CliMA / Oceananigans.jl

🌊 Julia software for fast, friendly, flexible, ocean-flavored fluid dynamics on CPUs and GPUs
https://clima.github.io/OceananigansDocumentation/stable
MIT License
966 stars 190 forks source link

Bug when adding the interior of fields with non-trivial indices in OutputWriters #3260

Open navidcy opened 1 year ago

navidcy commented 1 year ago

I stumbled on this trying to save the free surface for a HydrostaticFreeSurfaceModel.

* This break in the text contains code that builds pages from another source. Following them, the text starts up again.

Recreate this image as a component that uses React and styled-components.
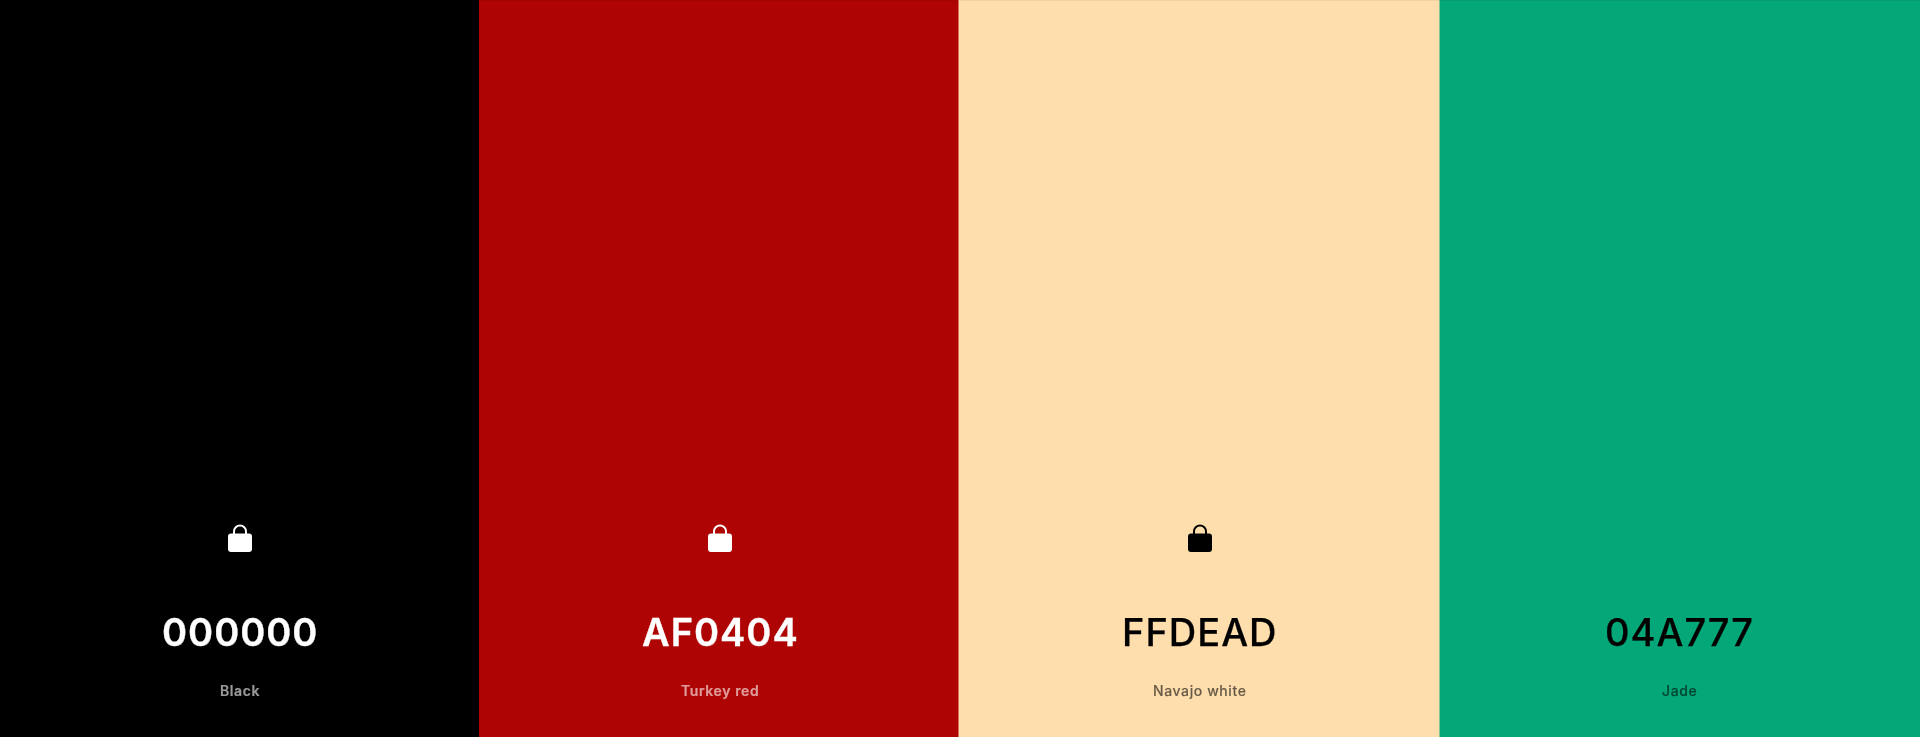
import styled, { createGlobalStyle } from 'styled-components';

const GlobalStyle = createGlobalStyle`
  html, body {
    margin: 0;
    padding: 0;
    height: 100%;
  }
  #root {
    height: 100%;
  }
`;

const Palette = styled.div`
  display: flex;
  width: 100%;
  height: 737px;
  overflow: hidden;
  font-family: Inter, "Liberation Sans", sans-serif;
`;

const Swatch = styled.div`
  flex: 1;
  display: flex;
  flex-direction: column;
  align-items: center;
  justify-content: flex-end;
  padding-bottom: 34px;
  box-sizing: border-box;
  background-color: ${(p) => p.$bg};
  color: ${(p) => (p.$dark ? '#fff' : '#000')};
  box-shadow: inset 0 1px 0 rgba(0, 0, 0, 0.06), ${(p) => p.$edge || 'none'};
`;

const LockSlot = styled.div`
  width: 32px;
  height: 32px;
  margin-bottom: 55px;
`;

const Hex = styled.div`
  font-size: 38px;
  line-height: 44px;
  letter-spacing: 1px;
  font-weight: ${(p) => (p.$dark ? 600 : 500)};
  -webkit-text-stroke: ${(p) => (p.$dark ? '0.35px' : '0.25px')} currentColor;
  margin-bottom: 25px;
  will-change: transform;
`;

const Name = styled.div`
  font-size: 14px;
  line-height: 24px;
  letter-spacing: 0.6px;
  font-weight: ${(p) => (p.$dark ? 600 : 500)};
  -webkit-text-stroke: 0.15px currentColor;
  opacity: 0.6;
  will-change: transform;
`;

const LockIcon = () => (
  <svg width="32" height="32" viewBox="0 0 32 32" fill="currentColor">
    <path d="M10 12V8.5a6 6 0 0 1 12 0V12" fill="none" stroke="currentColor" strokeWidth="2" />
    <rect x="4" y="10.5" width="24" height="18.5" rx="3" />
  </svg>
);

const colors = [
  { hex: '000000', name: 'Black', bg: '#000000', dark: true, locked: true },
  { hex: 'AF0404', name: 'Turkey red', bg: '#AF0404', dark: true, locked: true, edge: '-1px 0 0 #AF0404' },
  {
    hex: 'FFDEAD',
    name: 'Navajo white',
    bg: '#FFDEAD',
    dark: false,
    locked: true,
    edge: '-1px 0 0 #FFDEAD, -2px 0 0 #D77059',
  },
  { hex: '04A777', name: 'Jade', bg: '#04A777', dark: false, locked: false, edge: '-1px 0 0 #82C292' },
];

export default function App() {
  return (
    <>
      <GlobalStyle />
      <Palette>
        {colors.map((c) => (
          <Swatch key={c.hex} $bg={c.bg} $dark={c.dark} $edge={c.edge}>
            <LockSlot>{c.locked && <LockIcon />}</LockSlot>
            <Hex $dark={c.dark}>{c.hex}</Hex>
            <Name $dark={c.dark}>{c.name}</Name>
          </Swatch>
        ))}
      </Palette>
    </>
  );
}
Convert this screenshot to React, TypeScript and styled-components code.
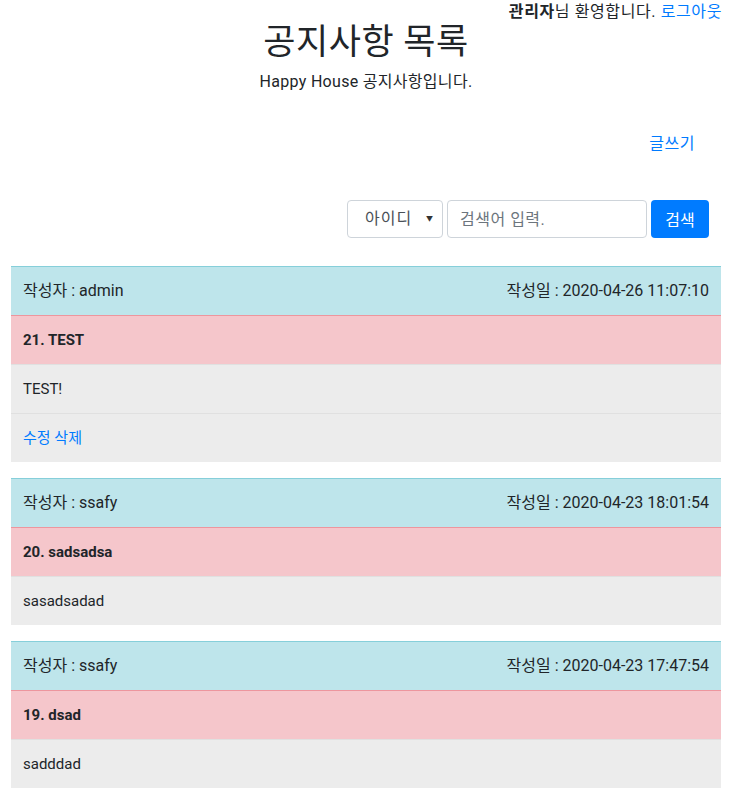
import { FC } from 'react';
import styled, { createGlobalStyle } from 'styled-components';

const GlobalStyle = createGlobalStyle`
  html, body {
    margin: 0;
    padding: 0;
    background: #fff;
  }
  body {
    font-family: "Segoe UI", Roboto, "Noto Sans CJK KR", sans-serif;
    font-size: 16px;
    line-height: 1.5;
    color: #212529;
  }
`;

const NOTICES = [
  { no: 21, title: 'TEST', writer: 'admin', date: '2020-04-26 11:07:10', content: 'TEST!', mine: true },
  { no: 20, title: 'sadsadsa', writer: 'ssafy', date: '2020-04-23 18:01:54', content: 'sasadsadad', mine: false },
  { no: 19, title: 'dsad', writer: 'ssafy', date: '2020-04-23 17:47:54', content: 'sadddad', mine: false },
];

const App: FC = () => {
  return (
    <>
      <GlobalStyle />
      <Page>
        <UserBar>
          <b>관리자</b>님 환영합니다. <Link href="#">로그아웃</Link>
        </UserBar>
        <Title>공지사항 목록</Title>
        <Subtitle>Happy House 공지사항입니다.</Subtitle>
        <WriteRow>
          <Link href="#">글쓰기</Link>
        </WriteRow>
        <SearchForm>
          <Select>
            <span>아이디</span>
            <Caret>▼</Caret>
          </Select>
          <SearchInput placeholder="검색어 입력." />
          <SearchButton>검색</SearchButton>
        </SearchForm>
        {NOTICES.map((n) => (
          <Table key={n.no}>
            <InfoRow>
              <span>작성자 : {n.writer}</span>
              <span>작성일 : {n.date}</span>
            </InfoRow>
            <TitleRow>
              {n.no}. {n.title}
            </TitleRow>
            <BodyRow>{n.content}</BodyRow>
            {n.mine && (
              <BodyRow>
                <Link href="#">수정</Link> <Link href="#">삭제</Link>
              </BodyRow>
            )}
          </Table>
        ))}
      </Page>
    </>
  );
};

export default App;

const Page = styled.div`
  padding: 0 14px 0 11px;
`;

const Link = styled.a`
  color: #007bff;
  text-decoration: none;
`;

const UserBar = styled.div`
  text-align: right;
  height: 24px;
  line-height: 24px;
  font-size: 16px;
  letter-spacing: 0.6px;
  margin-right: -1px;

  b {
    font-weight: 700;
  }
`;

const Title = styled.h2`
  margin: 0;
  text-align: center;
  font-size: 35px;
  font-weight: 400;
  line-height: 38px;
  letter-spacing: 0.5px;
`;

const Subtitle = styled.p`
  margin: 8px 0 0;
  text-align: center;
  font-size: 16px;
  line-height: 24px;
  letter-spacing: 0.3px;
`;

const WriteRow = styled.div`
  text-align: right;
  padding: 38px 26px 0 0;
  line-height: 24px;
  letter-spacing: 0.5px;
`;

const SearchForm = styled.div`
  display: flex;
  justify-content: flex-end;
  gap: 4px;
  margin-top: 44px;
  padding-right: 12px;
  margin-bottom: 28px;
`;

const Select = styled.div`
  box-sizing: border-box;
  width: 96px;
  height: 38px;
  border: 1px solid #ced4da;
  border-radius: 4px;
  display: flex;
  align-items: center;
  justify-content: space-between;
  padding: 0 8px 0 17px;
  font-size: 16px;
  letter-spacing: 1px;
  color: #495057;
`;

const Caret = styled.span`
  font-size: 7px;
  color: #333;
`;

const SearchInput = styled.input`
  box-sizing: border-box;
  width: 200px;
  height: 38px;
  border: 1px solid #ced4da;
  border-radius: 4px;
  padding: 0 12px;
  font-family: inherit;
  font-size: 16px;
  letter-spacing: 0.5px;
  color: #495057;

  &::placeholder {
    color: #6c757d;
  }
`;

const SearchButton = styled.button`
  box-sizing: border-box;
  width: 58px;
  height: 38px;
  border: none;
  border-radius: 4px;
  background: #007bff;
  color: #fff;
  font-family: inherit;
  font-size: 16px;
`;

const Table = styled.div`
  margin-bottom: 16px;
  width: 710px;
`;

const Row = styled.div`
  padding: 12px;
  line-height: 24px;
  border-top: 1px solid #dee2e6;
`;

const InfoRow = styled(Row)`
  display: flex;
  justify-content: space-between;
  background: #bee5eb;
  border-top-color: #86cfda;
`;

const TitleRow = styled(Row)`
  background: #f5c6cb;
  border-top-color: #ed969e;
  font-weight: 700;
  font-size: 15px;
`;

const BodyRow = styled(Row)`
  background: #ececec;
  border-top-color: #e0e0e0;
  font-size: 15px;
`;
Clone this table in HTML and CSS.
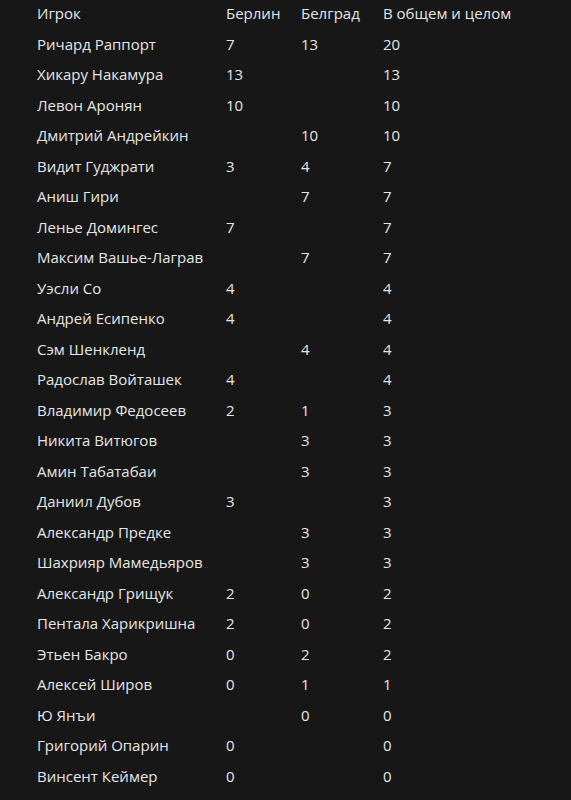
FILE: index.html
```html
<!DOCTYPE html>
<html lang="ru">
<head>
  <meta charset="UTF-8" />
  <meta name="viewport" content="width=device-width, initial-scale=1.0" />
  <title>Гран-при ФИДЕ</title>
  <link rel="stylesheet" href="styles.css">
</head>
<body>
  <table class="standings">
    <thead>
      <tr><th>Игрок</th><th>Берлин</th><th>Белград</th><th>В общем и целом</th></tr>
    </thead>
    <tbody>
      <tr><td>Ричард Раппорт</td><td>7</td><td>13</td><td>20</td></tr>
      <tr><td>Хикару Накамура</td><td>13</td><td></td><td>13</td></tr>
      <tr><td>Левон Аронян</td><td>10</td><td></td><td>10</td></tr>
      <tr><td>Дмитрий Андрейкин</td><td></td><td>10</td><td>10</td></tr>
      <tr><td>Видит Гуджрати</td><td>3</td><td>4</td><td>7</td></tr>
      <tr><td>Аниш Гири</td><td></td><td>7</td><td>7</td></tr>
      <tr><td>Ленье Домингес</td><td>7</td><td></td><td>7</td></tr>
      <tr><td>Максим Вашье-Лаграв</td><td></td><td>7</td><td>7</td></tr>
      <tr><td>Уэсли Со</td><td>4</td><td></td><td>4</td></tr>
      <tr><td>Андрей Есипенко</td><td>4</td><td></td><td>4</td></tr>
      <tr><td>Сэм Шенкленд</td><td></td><td>4</td><td>4</td></tr>
      <tr><td>Радослав Войташек</td><td>4</td><td></td><td>4</td></tr>
      <tr><td>Владимир Федосеев</td><td>2</td><td>1</td><td>3</td></tr>
      <tr><td>Никита Витюгов</td><td></td><td>3</td><td>3</td></tr>
      <tr><td>Амин Табатабаи</td><td></td><td>3</td><td>3</td></tr>
      <tr><td>Даниил Дубов</td><td>3</td><td></td><td>3</td></tr>
      <tr><td>Александр Предке</td><td></td><td>3</td><td>3</td></tr>
      <tr><td>Шахрияр Мамедьяров</td><td></td><td>3</td><td>3</td></tr>
      <tr><td>Александр Грищук</td><td>2</td><td>0</td><td>2</td></tr>
      <tr><td>Пентала Харикришна</td><td>2</td><td>0</td><td>2</td></tr>
      <tr><td>Этьен Бакро</td><td>0</td><td>2</td><td>2</td></tr>
      <tr><td>Алексей Широв</td><td>0</td><td>1</td><td>1</td></tr>
      <tr><td>Ю Янъи</td><td></td><td>0</td><td>0</td></tr>
      <tr><td>Григорий Опарин</td><td>0</td><td></td><td>0</td></tr>
      <tr><td>Винсент Кеймер</td><td>0</td><td></td><td>0</td></tr>
    </tbody>
  </table>
</body>
</html>
```

FILE: styles.css
```css
* {
  margin: 0;
  padding: 0;
  box-sizing: border-box;
}
html, body {
  background-color: #171717;
}
body {
  font-family: 'Open Sans', 'Noto Sans', sans-serif;
  font-size: 15px;
  color: #e6e6e6;
  padding: 0 0 0 37px;
}
.standings {
  border-collapse: collapse;
  margin-top: -2px;
}
.standings th,
.standings td {
  text-align: left;
  font-weight: normal;
  line-height: 30.5px;
  height: 30.5px;
  padding: 0;
  white-space: nowrap;
}
.standings th:nth-child(1),
.standings td:nth-child(1) {
  width: 189px;
}
.standings th:nth-child(2),
.standings td:nth-child(2) {
  width: 75px;
}
.standings th:nth-child(3),
.standings td:nth-child(3) {
  width: 82px;
}
```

Here's an example:

using Oceananigans

model = HydrostaticFreeSurfaceModel(grid = RectilinearGrid(size = (5, 5, 4), x = (-1e3, 1e3), y = (-1e3, 1e3), z = (-1e3, 0)))

ηᵢ(x, y, z) = 1 * exp(-(x^2 + y^2) / 2 * (2e2)^2)

set!(model, η = ηᵢ)

simulation = Simulation(model, Δt=100, stop_time = 1000)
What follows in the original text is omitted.